» **Exercise description**
Copy out the material below in full, but not its images.

» **Dataset content**
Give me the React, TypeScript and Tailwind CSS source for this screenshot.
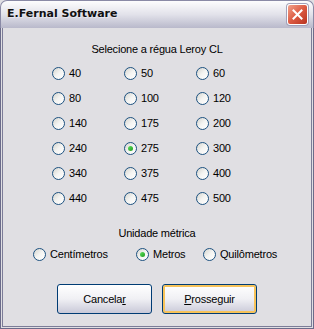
import React, { useState } from 'react';

// Leroy CL ruler choices, laid out 3 per row
const rulers = [
    '40', '50', '60',
    '80', '100', '120',
    '140', '175', '200',
    '240', '275', '300',
    '340', '375', '400',
    '440', '475', '500',
];

const units = [
    { label: 'Centímetros', width: 'w-[103px]' },
    { label: 'Metros', width: 'w-[67px]' },
    { label: 'Quilômetros', width: 'w-auto' },
];

const Radio: React.FC<{ checked: boolean }> = ({ checked }) => (
    <span className="flex h-[13px] w-[13px] shrink-0 items-center justify-center rounded-full border border-[#1c5180] bg-gradient-to-br from-[#d4d4ce] via-[#f4f4f2] to-white">
        {checked && (
            <span className="h-[5px] w-[5px] rounded-full bg-gradient-to-br from-[#5ee25e] to-[#1a9a1a]" />
        )}
    </span>
);

const App: React.FC = () => {
    const [ruler, setRuler] = useState('275');
    const [unit, setUnit] = useState('Metros');

    return (
        <div
            className="flex h-[329px] w-[314px] flex-col bg-[#e0dfe3] text-[11px] tracking-[-0.2px] text-black"
            style={{ fontFamily: '"Liberation Sans", Arial, sans-serif' }}
        >
            {/* Title bar */}
            <div className="flex h-[28px] shrink-0 items-center justify-between rounded-t-[7px] border border-b-0 border-[#8a8aa6] bg-gradient-to-b from-[#fdfdfe] via-[#e2e2ea] to-[#b9b9cb] pl-[6px] pr-[5px]">
                <span
                    className="text-[11px] font-bold tracking-normal text-[#111] [text-shadow:1px_1px_0_#e8e8f0]"
                    style={{ fontFamily: '"DejaVu Sans", sans-serif' }}
                >
                    E.Fernal Software
                </span>
                <button className="flex h-[21px] w-[21px] items-center justify-center rounded-[3px] border border-white bg-gradient-to-br from-[#f0a08a] via-[#dc5a42] to-[#b8321e] shadow-[0_0_0_1px_#a0a0b8]">
                    <svg width="11" height="11" viewBox="0 0 11 11">
                        <path d="M1.5 1.5 L9.5 9.5 M9.5 1.5 L1.5 9.5" stroke="white" strokeWidth="2" strokeLinecap="square" />
                    </svg>
                </button>
            </div>

            {/* Frame */}
            <div className="flex flex-1 flex-col border-x border-b border-[#6b6b8a]">
                <div className="flex flex-1 flex-col border-x border-b border-[#e0dfe3]">
                    <div className="flex flex-1 flex-col border-x border-b border-[#7c7c98]">
                        <div className="pt-[15px] text-center leading-[13px]">Selecione a régua Leroy CL</div>

                        <div className="mt-[5px] grid grid-cols-[72px_72px_72px] pl-[49px]">
                            {rulers.map((value) => (
                                <label
                                    key={value}
                                    className="flex h-[25px] cursor-default items-center gap-[4px]"
                                    onClick={() => setRuler(value)}
                                >
                                    <Radio checked={ruler === value} />
                                    <span>{value}</span>
                                </label>
                            ))}
                        </div>

                        <div className="mt-[16px] text-center leading-[13px]">Unidade métrica</div>

                        <div className="mt-[8px] flex h-[13px] items-center pl-[30px]">
                            {units.map((u) => (
                                <label
                                    key={u.label}
                                    className={`flex ${u.width} cursor-default items-center gap-[4px]`}
                                    onClick={() => setUnit(u.label)}
                                >
                                    <Radio checked={unit === u.label} />
                                    <span>{u.label}</span>
                                </label>
                            ))}
                        </div>

                        <div className="mt-[23px] flex justify-center gap-[10px]">
                            <button className="h-[30px] w-[95px] rounded-[3px] border border-[#003c74] bg-gradient-to-b from-white via-[#f0f0f4] to-[#c9c9d8] text-[11px]">
                                Cancela<span className="underline">r</span>
                            </button>
                            <button className="h-[30px] w-[95px] rounded-[3px] border border-[#003c74] bg-gradient-to-b from-white via-[#f0f0f4] to-[#c9c9d8] text-[11px] shadow-[inset_0_0_0_2px_#f7c35a]">
                                <span className="underline">P</span>rosseguir
                            </button>
                        </div>
                    </div>
                </div>
            </div>
        </div>
    );
};

export default App;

» **Correct response**
Give me the React, TypeScript and Tailwind CSS source for this screenshot.
import React, { useState } from 'react';

// Leroy CL ruler choices, laid out 3 per row
const rulers = [
    '40', '50', '60',
    '80', '100', '120',
    '140', '175', '200',
    '240', '275', '300',
    '340', '375', '400',
    '440', '475', '500',
];

const units = [
    { label: 'Centímetros', width: 'w-[103px]' },
    { label: 'Metros', width: 'w-[67px]' },
    { label: 'Quilômetros', width: 'w-auto' },
];

const Radio: React.FC<{ checked: boolean }> = ({ checked }) => (
    <span className="flex h-[13px] w-[13px] shrink-0 items-center justify-center rounded-full border border-[#1c5180] bg-gradient-to-br from-[#d4d4ce] via-[#f4f4f2] to-white">
        {checked && (
            <span className="h-[5px] w-[5px] rounded-full bg-gradient-to-br from-[#5ee25e] to-[#1a9a1a]" />
        )}
    </span>
);

const App: React.FC = () => {
    const [ruler, setRuler] = useState('275');
    const [unit, setUnit] = useState('Metros');

    return (
        <div
            className="flex h-[329px] w-[314px] flex-col bg-[#e0dfe3] text-[11px] tracking-[-0.2px] text-black"
            style={{ fontFamily: '"Liberation Sans", Arial, sans-serif' }}
        >
            {/* Title bar */}
            <div className="flex h-[28px] shrink-0 items-center justify-between rounded-t-[7px] border border-b-0 border-[#8a8aa6] bg-gradient-to-b from-[#fdfdfe] via-[#e2e2ea] to-[#b9b9cb] pl-[6px] pr-[5px]">
                <span
                    className="text-[11px] font-bold tracking-normal text-[#111] [text-shadow:1px_1px_0_#e8e8f0]"
                    style={{ fontFamily: '"DejaVu Sans", sans-serif' }}
                >
                    E.Fernal Software
                </span>
                <button className="flex h-[21px] w-[21px] items-center justify-center rounded-[3px] border border-white bg-gradient-to-br from-[#f0a08a] via-[#dc5a42] to-[#b8321e] shadow-[0_0_0_1px_#a0a0b8]">
                    <svg width="11" height="11" viewBox="0 0 11 11">
                        <path d="M1.5 1.5 L9.5 9.5 M9.5 1.5 L1.5 9.5" stroke="white" strokeWidth="2" strokeLinecap="square" />
                    </svg>
                </button>
            </div>

            {/* Frame */}
            <div className="flex flex-1 flex-col border-x border-b border-[#6b6b8a]">
                <div className="flex flex-1 flex-col border-x border-b border-[#e0dfe3]">
                    <div className="flex flex-1 flex-col border-x border-b border-[#7c7c98]">
                        <div className="pt-[15px] text-center leading-[13px]">Selecione a régua Leroy CL</div>

                        <div className="mt-[5px] grid grid-cols-[72px_72px_72px] pl-[49px]">
                            {rulers.map((value) => (
                                <label
                                    key={value}
                                    className="flex h-[25px] cursor-default items-center gap-[4px]"
                                    onClick={() => setRuler(value)}
                                >
                                    <Radio checked={ruler === value} />
                                    <span>{value}</span>
                                </label>
                            ))}
                        </div>

                        <div className="mt-[16px] text-center leading-[13px]">Unidade métrica</div>

                        <div className="mt-[8px] flex h-[13px] items-center pl-[30px]">
                            {units.map((u) => (
                                <label
                                    key={u.label}
                                    className={`flex ${u.width} cursor-default items-center gap-[4px]`}
                                    onClick={() => setUnit(u.label)}
                                >
                                    <Radio checked={unit === u.label} />
                                    <span>{u.label}</span>
                                </label>
                            ))}
                        </div>

                        <div className="mt-[23px] flex justify-center gap-[10px]">
                            <button className="h-[30px] w-[95px] rounded-[3px] border border-[#003c74] bg-gradient-to-b from-white via-[#f0f0f4] to-[#c9c9d8] text-[11px]">
                                Cancela<span className="underline">r</span>
                            </button>
                            <button className="h-[30px] w-[95px] rounded-[3px] border border-[#003c74] bg-gradient-to-b from-white via-[#f0f0f4] to-[#c9c9d8] text-[11px] shadow-[inset_0_0_0_2px_#f7c35a]">
                                <span className="underline">P</span>rosseguir
                            </button>
                        </div>
                    </div>
                </div>
            </div>
        </div>
    );
};

export default App;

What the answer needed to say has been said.